Drilling down, the stock's May 115 and 120 puts have seen the most action, with a collective 2,725 contracts on the tape thus far -- 66% of the total intraday put volume. It looks as if a portion of the activity is of the buy-to-open kind, meaning traders expect HAR to breach the respective strike prices by the close on Friday, May 15 -- when front-month options expire. Earlier, the equity bottomed out at an intraday low of $119.10, but found a foothold at its 120-day moving average.

Widening the sentiment scope reveals HAR option traders have recently shown a growing affinity for long puts over calls. At the International Securities Exchange (ISE), Chicago Board Options Exchange (CBOE), and NASDAQ OMX PHLX (PHLX), the equity's 10-day put/call volume ratio has jumped to 1.00 from 0.34 over the past two weeks. What's more, the current ratio ranks in the 66th annual percentile, meaning puts have been bought to open over calls at a faster-than-usual clip.

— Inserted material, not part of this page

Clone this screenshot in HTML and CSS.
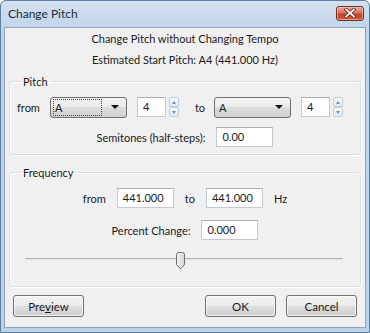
FILE: index.html
```html
<!DOCTYPE html>
<html lang="en">
<head>
    <meta charset="UTF-8">
    <title>Change Pitch</title>
    <link rel="stylesheet" href="styles.css">
</head>
<body>
    <div class="window">
        <div class="titlebar">
            <span class="title">Change Pitch</span>
            <span class="close">
                <svg width="12" height="10" viewBox="0 0 12 10">
                    <path d="M2 1.5 L10 8.5 M10 1.5 L2 8.5" stroke="#5a1a10" stroke-width="3.2" stroke-linecap="square"/>
                    <path d="M2 1.5 L10 8.5 M10 1.5 L2 8.5" stroke="#fff" stroke-width="1.8" stroke-linecap="square"/>
                </svg>
            </span>
        </div>

        <div class="client">
            <p class="info">Change Pitch without Changing Tempo</p>
            <p class="info">Estimated Start Pitch: A4 (441.000 Hz)</p>

            <fieldset class="group">
                <legend>Pitch</legend>
                <div class="row pitch-row">
                    <span class="lbl">from</span>
                    <div class="combo focused"><span class="combo-text">A</span><span class="combo-arrow"></span></div>
                    <div class="spin">
                        <div class="edit small">4</div>
                        <div class="spin-btns">
                            <span class="spin-btn"><i class="up"></i></span>
                            <span class="spin-btn"><i class="down"></i></span>
                        </div>
                    </div>
                    <span class="lbl to">to</span>
                    <div class="combo"><span class="combo-text">A</span><span class="combo-arrow"></span></div>
                    <div class="spin">
                        <div class="edit small">4</div>
                        <div class="spin-btns">
                            <span class="spin-btn"><i class="up"></i></span>
                            <span class="spin-btn"><i class="down"></i></span>
                        </div>
                    </div>
                </div>
                <div class="row centered second">
                    <span class="lbl">Semitones (half-steps):</span>
                    <div class="edit">0.00</div>
                </div>
            </fieldset>

            <fieldset class="group freq">
                <legend>Frequency</legend>
                <div class="row centered">
                    <span class="lbl">from</span>
                    <div class="edit">441.000</div>
                    <span class="lbl">to</span>
                    <div class="edit">441.000</div>
                    <span class="lbl">Hz</span>
                </div>
                <div class="row centered percent">
                    <span class="lbl">Percent Change:</span>
                    <div class="edit">0.000</div>
                </div>
                <div class="slider">
                    <div class="track"></div>
                    <svg class="thumb" width="11" height="18" viewBox="0 0 11 18">
                        <defs>
                            <linearGradient id="tg" x1="0" y1="0" x2="1" y2="0">
                                <stop offset="0" stop-color="#f4f4f4"/>
                                <stop offset="1" stop-color="#d6d6d6"/>
                            </linearGradient>
                        </defs>
                        <path d="M1.5 2.5 Q1.5 0.5 3.5 0.5 L7.5 0.5 Q9.5 0.5 9.5 2.5 L9.5 12.5 L5.5 17 L1.5 12.5 Z" fill="url(#tg)" stroke="#6f6f6f"/>
                    </svg>
                </div>
            </fieldset>

            <div class="buttons">
                <button class="btn">Pre<u>v</u>iew</button>
                <span class="spacer"></span>
                <button class="btn">OK</button>
                <button class="btn">Cancel</button>
            </div>
        </div>
    </div>
</body>
</html>
```

FILE: styles.css
```css
body {
    margin: 0;
    padding: 0;
    font-family: Lato, "Liberation Sans", sans-serif;
    font-size: 11px;
    color: #1a1a1a;
}
.window {
    width: 370px;
    height: 333px;
    box-sizing: border-box;
    border: 1px solid #5f7f9f;
    border-radius: 6px 6px 0 0;
    background: linear-gradient(#d3e1f1, #bfd3ea 30px, #bcd1e9);
    display: flex;
    flex-direction: column;
}
.titlebar {
    height: 26px;
    display: flex;
    align-items: center;
    padding: 0 5px 0 7px;
}
.title {
    flex: 1;
    font-size: 12px;
    color: #1b2a3c;
    margin-top: -2px;
}
.close {
    width: 28px;
    height: 15px;
    margin-top: -2px;
    box-sizing: border-box;
    border: 1px solid #7a2c22;
    border-radius: 3px;
    background: linear-gradient(#e9a99a, #d6735e 45%, #c0432c 55%, #cf5c3f);
    display: flex;
    justify-content: center;
    align-items: center;
    box-shadow: inset 0 0 0 1px rgba(255, 220, 210, 0.5);
}
.client {
    flex: 1;
    margin: 0 3px 4px;
    border: 1px solid #8fa3bb;
    background: #f0f0f0;
    padding: 0 4px;
    display: flex;
    flex-direction: column;
}
.info {
    margin: 6px 0 0;
    line-height: 15px;
    text-align: center;
}
.info:first-child {
    margin-top: 3px;
}
.group {
    margin: 7px 0 0;
    border: 1px solid #d5dfe5;
    border-radius: 3px;
    padding: 8px 7px 7px;
    box-shadow: inset 1px 1px 0 #fff, 1px 1px 0 #fff;
}
.group legend {
    padding: 0 2px;
    margin-left: 4px;
    line-height: 15px;
}
.group.freq {
    margin-top: 10px;
    padding-top: 8px;
    padding-bottom: 16px;
}
.row {
    display: flex;
    align-items: center;
    height: 20px;
}
.row.centered {
    justify-content: center;
    gap: 11px;
}
.row.second {
    margin-top: 10px;
}
.row.percent {
    margin-top: 12px;
}
.lbl {
    white-space: nowrap;
}
.pitch-row .combo {
    margin-left: 10px;
}
.pitch-row .spin {
    margin-left: 10px;
}
.pitch-row .to {
    margin-left: 16px;
}
.pitch-row .to + .combo {
    margin-left: 9px;
}
.combo {
    width: 77px;
    height: 21px;
    box-sizing: border-box;
    border: 1px solid #707070;
    border-radius: 3px;
    background: linear-gradient(#f2f2f2, #ebebeb 50%, #dddddd 50%, #cfcfcf);
    display: flex;
    align-items: center;
    padding: 2px;
}
.combo-text {
    flex: 1;
    height: 15px;
    line-height: 15px;
    padding-left: 1px;
    border: 1px dotted transparent;
}
.combo.focused .combo-text {
    border-color: #444;
}
.combo-arrow {
    width: 0;
    height: 0;
    margin: 0 5px 0 9px;
    border-left: 4px solid transparent;
    border-right: 4px solid transparent;
    border-top: 4px solid #111;
}
.edit {
    width: 57px;
    height: 20px;
    box-sizing: border-box;
    border: 1px solid #c5c9d1;
    border-top-color: #abadb3;
    background: #fff;
    padding: 2px 5px;
    line-height: 14px;
}
.edit.small {
    width: 29px;
}
.spin {
    display: flex;
    align-items: center;
    gap: 3px;
}
.spin-btns {
    display: flex;
    flex-direction: column;
    width: 10px;
    height: 20px;
}
.spin-btn {
    flex: 1;
    box-sizing: border-box;
    border: 1px solid #c2cfdd;
    border-radius: 2px;
    background: linear-gradient(#f7f9fb, #e3e9f0);
    display: flex;
    justify-content: center;
    align-items: center;
}
.spin-btn i {
    width: 0;
    height: 0;
    border-left: 2.5px solid transparent;
    border-right: 2.5px solid transparent;
}
.spin-btn .up {
    border-bottom: 3px solid #6b8fb8;
}
.spin-btn .down {
    border-top: 3px solid #6b8fb8;
}
.slider {
    position: relative;
    height: 18px;
    margin: 12px 10px 0 8px;
}
.track {
    position: absolute;
    left: 0;
    right: 0;
    top: 6px;
    height: 1px;
    background: #b3b3b3;
    border-bottom: 1px solid #e6e6e6;
}
.thumb {
    position: absolute;
    left: 150px;
    top: 0;
}
.buttons {
    display: flex;
    align-items: center;
    gap: 10px;
    margin: 8px 4px 0;
}
.spacer {
    flex: 1;
}
.btn {
    width: 71px;
    height: 22px;
    font-family: inherit;
    font-size: 11.5px;
    color: #1a1a1a;
    border: 1px solid #707070;
    border-radius: 3px;
    background: linear-gradient(#f2f2f2, #ebebeb 50%, #dddddd 50%, #cfcfcf);
    box-shadow: inset 0 0 0 1px rgba(255, 255, 255, 0.7);
    padding: 0;
}
.btn u {
    text-decoration-thickness: 1px;
}
```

Heading into today's session, Harman International Industries Inc./DE/ (NYSE:HAR) was enjoying an impressive 31% year-to-date lead, thanks in part to a pair of well-received fundamental developments in late January that prompted a bull gap. In fact, the stock hit its highest perch on record of $149.12 one week ago today. As such, it's possible some of the recent put buying -- particularly at out-of-the-money strikes -- is a result of shareholders protecting paper profits against an unexpected decline.